Retype exactly the lines from the first one through the line with "px-[10.5px] flex items-center", including both ends; skip any pictures.
:::::
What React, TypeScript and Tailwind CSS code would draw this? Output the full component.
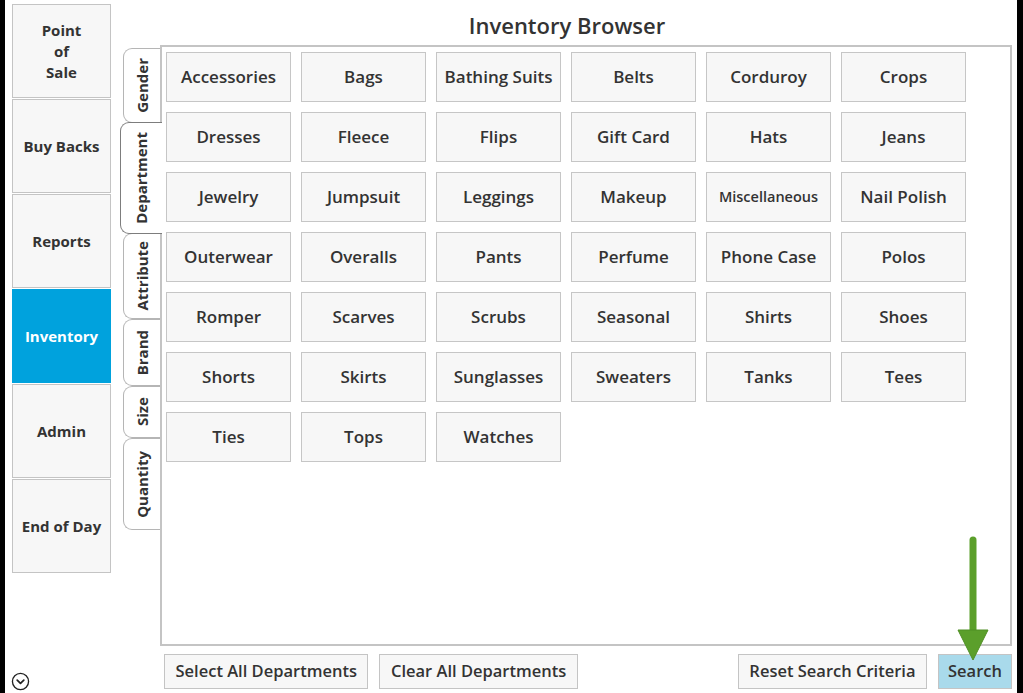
import React from "react";

const navItems = [
  { label: "Point\nof\nSale" },
  { label: "Buy Backs" },
  { label: "Reports" },
  { label: "Inventory", active: true },
  { label: "Admin" },
  { label: "End of Day" },
];

const tabs = [
  { label: "Gender", h: "h-[75px]" },
  { label: "Department", h: "h-[112px]", active: true },
  { label: "Attribute", h: "h-[86px]" },
  { label: "Brand", h: "h-[67px]" },
  { label: "Size", h: "h-[52px]" },
  { label: "Quantity", h: "h-[92px]" },
];

const departments = [
  "Accessories", "Bags", "Bathing Suits", "Belts", "Corduroy", "Crops",
  "Dresses", "Fleece", "Flips", "Gift Card", "Hats", "Jeans",
  "Jewelry", "Jumpsuit", "Leggings", "Makeup", "Miscellaneous", "Nail Polish",
  "Outerwear", "Overalls", "Pants", "Perfume", "Phone Case", "Polos",
  "Romper", "Scarves", "Scrubs", "Seasonal", "Shirts", "Shoes",
  "Shorts", "Skirts", "Sunglasses", "Sweaters", "Tanks", "Tees",
  "Ties", "Tops", "Watches",
];

const font = { fontFamily: '"Open Sans", "Noto Sans", sans-serif' };

const barBtn =
  "h-[35px] px-[10.5px] flex items-center bg-[#f7f7f7] border border-[#c4c4c4] text-[16.5px] font-semibold";

export default function App() {
  return (
    <div className="w-[1023px] h-[693px] bg-black pl-[5px] pr-[6px] overflow-hidden" style={font}>
      <div className="relative flex h-full bg-white text-[#333]">
        {/* left nav */}
        <div className="flex flex-col ml-[7px] mt-[4px] w-[99px] gap-[1px]">
          {navItems.map((n) => (
            <div
              key={n.label}
              className={
                "h-[94px] flex items-center justify-center text-center whitespace-pre-line text-[15px] font-bold leading-[21px] border " +
                (n.active
                  ? "bg-[#00a2dd] border-[#00a2dd] text-white"
                  : "bg-[#f7f7f7] border-[#c4c4c4] text-[#333]")
              }
            >
              {n.label}
            </div>
          ))}
          <div className="flex-1" />
          <div className="mb-[2px] -ml-[1px]">
            <svg width="19" height="19" viewBox="0 0 20 20" fill="none" stroke="#222" strokeWidth="1.4">
              <circle cx="10" cy="10" r="8.5" />
              <path d="M6.5 8.5 L10 12 L13.5 8.5" strokeWidth="1.8" strokeLinecap="round" strokeLinejoin="round" />
            </svg>
          </div>
        </div>

        {/* main column */}
        <div className="flex flex-col ml-[11px] mr-[5px] flex-1">
          <div className="h-[45px] flex items-center justify-center text-[22px] font-semibold text-[#333] pt-[6px]">
            Inventory Browser
          </div>
          <div className="flex h-[601px]">
            <div className="w-[38px] flex flex-col pt-[3px] relative z-10">
              {tabs.map((t) => (
                <div
                  key={t.label}
                  className={
                    t.h +
                    " flex items-center justify-center rounded-l-[9px] border border-r-0 " +
                    (t.active
                      ? "bg-white border-[#7d7d7d] border-[1.5px] -ml-[2px] mr-[-2px] -my-[1px] relative"
                      : "bg-white border-[#b5b5b5] ml-[1px]")
                  }
                >
                  <span className="[writing-mode:vertical-rl] rotate-180 text-[15px] font-bold text-[#333]">
                    {t.label}
                  </span>
                </div>
              ))}
            </div>
            <div className="flex-1 border-2 border-[#c4c4c4] pl-[4px] pt-[5px]">
              <div className="grid grid-cols-[repeat(6,125px)] gap-x-[10px] gap-y-[10px]">
                {departments.map((d) => (
                  <div
                    key={d}
                    className={
                      "h-[50px] flex items-center justify-center bg-[#f7f7f7] border border-[#c6c6c6] font-semibold whitespace-nowrap " +
                      (d === "Miscellaneous" ? "text-[14.5px]" : "text-[17px]")
                    }
                  >
                    {d}
                  </div>
                ))}
              </div>
            </div>
          </div>
          <div className="flex items-center gap-[11px] mt-[8px] pl-[42px]">
            <div className={barBtn}>Select All Departments</div>
            <div className={barBtn}>Clear All Departments</div>
            <div className="flex-1" />
            <div className={barBtn}>Reset Search Criteria</div>
            <div className="h-[35px] w-[74px] flex items-center justify-center bg-[#a9daeb] border border-[#c4c4c4] text-[16.5px] font-semibold">
              Search
            </div>
          </div>
        </div>

        {/* annotation arrow */}
        <svg className="absolute left-[950px] top-[534px]" width="36" height="130" viewBox="0 0 36 130">
          <line x1="18" y1="6" x2="18" y2="100" stroke="#5b9f2b" strokeWidth="7" strokeLinecap="round" />
          <path d="M3 96 L33 96 L18 126 Z" fill="#5b9f2b" stroke="#4f8f24" strokeWidth="1" strokeLinejoin="round" />
        </svg>
      </div>
    </div>
  );
}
:::::
§ RESPONSE TO THE TASK
What React, TypeScript and Tailwind CSS code would draw this? Output the full component.
import React from "react";

const navItems = [
  { label: "Point\nof\nSale" },
  { label: "Buy Backs" },
  { label: "Reports" },
  { label: "Inventory", active: true },
  { label: "Admin" },
  { label: "End of Day" },
];

const tabs = [
  { label: "Gender", h: "h-[75px]" },
  { label: "Department", h: "h-[112px]", active: true },
  { label: "Attribute", h: "h-[86px]" },
  { label: "Brand", h: "h-[67px]" },
  { label: "Size", h: "h-[52px]" },
  { label: "Quantity", h: "h-[92px]" },
];

const departments = [
  "Accessories", "Bags", "Bathing Suits", "Belts", "Corduroy", "Crops",
  "Dresses", "Fleece", "Flips", "Gift Card", "Hats", "Jeans",
  "Jewelry", "Jumpsuit", "Leggings", "Makeup", "Miscellaneous", "Nail Polish",
  "Outerwear", "Overalls", "Pants", "Perfume", "Phone Case", "Polos",
  "Romper", "Scarves", "Scrubs", "Seasonal", "Shirts", "Shoes",
  "Shorts", "Skirts", "Sunglasses", "Sweaters", "Tanks", "Tees",
  "Ties", "Tops", "Watches",
];

const font = { fontFamily: '"Open Sans", "Noto Sans", sans-serif' };

const barBtn =
  "h-[35px] px-[10.5px] flex items-center bg-[#f7f7f7] border border-[#c4c4c4] text-[16.5px] font-semibold";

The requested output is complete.